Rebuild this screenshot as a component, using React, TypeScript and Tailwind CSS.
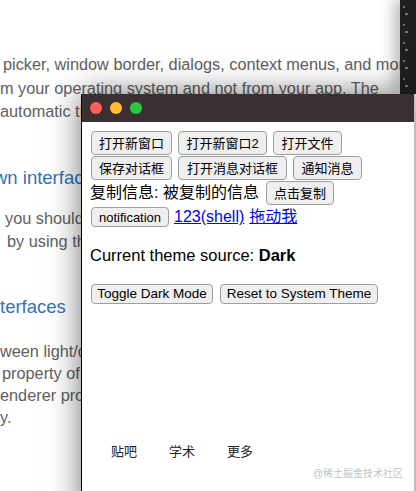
import React from "react"

const sans = "font-['Liberation_Sans','Noto_Sans_CJK_SC',sans-serif]"

function Btn({ w, h = "h-[24px]", size = "text-[13px]", children }: { w: string; h?: string; size?: string; children: React.ReactNode }) {
  return (
    <button
      className={`${w} ${h} ${size} shrink-0 rounded-[4px] border border-[#9e9e9e] bg-[#efefef] leading-none text-black flex items-center justify-center ${sans}`}
    >
      {children}
    </button>
  )
}

function DocsPage() {
  return (
    <div className={`flex flex-col text-[16.3px] text-[#606060] whitespace-nowrap ${sans}`}>
      <div className="h-[53px]" />
      <div className="leading-[23.5px] pl-[3px]">picker, window border, dialogs, context menus, and more</div>
      <div className="leading-[23.5px]">m your operating system and not from your app. The</div>
      <div className="leading-[23.5px]">automatic theme switching for the native interfaces</div>
      <div className="mt-[42px] text-[18.5px] leading-[24px] text-[#3572b7] -ml-[6px]">wn interfaces</div>
      <div className="mt-[17px] leading-[23px] pl-[5px]">you should also update your own interface</div>
      <div className="leading-[23px] pl-[7px]">by using the CSS media query</div>
      <div className="mt-[42px] text-[18.5px] leading-[24px] text-[#3572b7]">terfaces</div>
      <div className="mt-[21px] leading-[22px]">ween light/dark mode</div>
      <div className="leading-[22px] pl-[2px]">property of the module</div>
      <div className="leading-[22px]">enderer process</div>
      <div className="leading-[22px]">y.</div>
    </div>
  )
}

function EditorStrip() {
  const rows = [6, 13, 24, 31, 42, 49, 60, 67, 78, 85]
  return (
    <div className="absolute top-0 right-0 w-[16px] h-[94px] bg-[#1f1f1f] shadow-[-6px_0_14px_rgba(0,0,0,0.28)]">
      {rows.map((y, i) => (
        <span
          key={y}
          className={`absolute h-[2px] rounded-full bg-[#8a8a8a] ${i % 2 === 0 ? "left-[3px] w-[2px]" : "left-[5px] w-[3px]"}`}
          style={{ top: y }}
        />
      ))}
    </div>
  )
}

function ElectronWindow() {
  return (
    <div className="absolute left-[81px] top-[94px] w-[334px] h-[420px] flex flex-col bg-white border-l border-black border-r border-r-[#bdbdbd] shadow-[0_0_30px_rgba(0,0,0,0.55)]">
      <div className="h-[28px] shrink-0 bg-[#3b3031] flex items-center gap-[8px] pl-[8px]">
        <span className="w-[12px] h-[12px] rounded-full bg-[#fe5f57]" />
        <span className="w-[12px] h-[12px] rounded-full bg-[#febc2e]" />
        <span className="w-[12px] h-[12px] rounded-full bg-[#28c840]" />
      </div>

      <div className={`flex flex-col pt-[9px] pl-[9px] text-black ${sans}`}>
        <div className="flex gap-[6px]">
          <Btn w="w-[81px]">打开新窗口</Btn>
          <Btn w="w-[89px]">打开新窗口2</Btn>
          <Btn w="w-[69px]">打开文件</Btn>
        </div>
        <div className="flex gap-[6px] mt-[1px]">
          <Btn w="w-[81px]">保存对话框</Btn>
          <Btn w="w-[109px]">打开消息对话框</Btn>
          <Btn w="w-[69px]">通知消息</Btn>
        </div>
        <div className="flex items-center gap-[7px] mt-[1px] -ml-[1px]">
          <span className="text-[16px] leading-[20px]">复制信息: 被复制的信息</span>
          <Btn w="w-[68px]">点击复制</Btn>
        </div>
        <div className="flex items-center gap-[5px] mt-[2px] h-[20px]">
          <Btn w="w-[78px]" h="h-[20px]">notification</Btn>
          <a className="text-[16px] leading-[18px] text-[#0000ee] underline">123(shell)</a>
          <a className="text-[16px] leading-[18px] text-[#0000ee] underline">拖动我</a>
        </div>

        <p className="mt-[18px] -ml-[1px] text-[16.5px] leading-[20px]">
          Current theme source: <strong className="font-bold">Dark</strong>
        </p>

        <div className="flex gap-[7px] mt-[19px]">
          <Btn w="w-[122px]" h="h-[20px]" size="text-[13.5px]">Toggle Dark Mode</Btn>
          <Btn w="w-[158px]" h="h-[20px]" size="text-[13.5px]">Reset to System Theme</Btn>
        </div>

        <div className="flex gap-[32px] mt-[140px] pl-[20px] text-[13px] leading-[16px] text-[#222]">
          <span>贴吧</span>
          <span>学术</span>
          <span>更多</span>
        </div>
      </div>
    </div>
  )
}

export default function App() {
  return (
    <div className="relative w-[416px] h-[491px] overflow-hidden bg-white">
      <DocsPage />
      <EditorStrip />
      <ElectronWindow />
      <span className={`absolute right-[13px] bottom-[12px] text-[10px] leading-none text-[#c4c4c4] ${sans}`}>
        @稀土掘金技术社区
      </span>
    </div>
  )
}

__Required task__
Copy all lines of the listing above that contain the string "using".

__Finished answer__
Rebuild this screenshot as a component, using React, TypeScript and Tailwind CSS.
      <div className="leading-[23px] pl-[7px]">by using the CSS media query</div>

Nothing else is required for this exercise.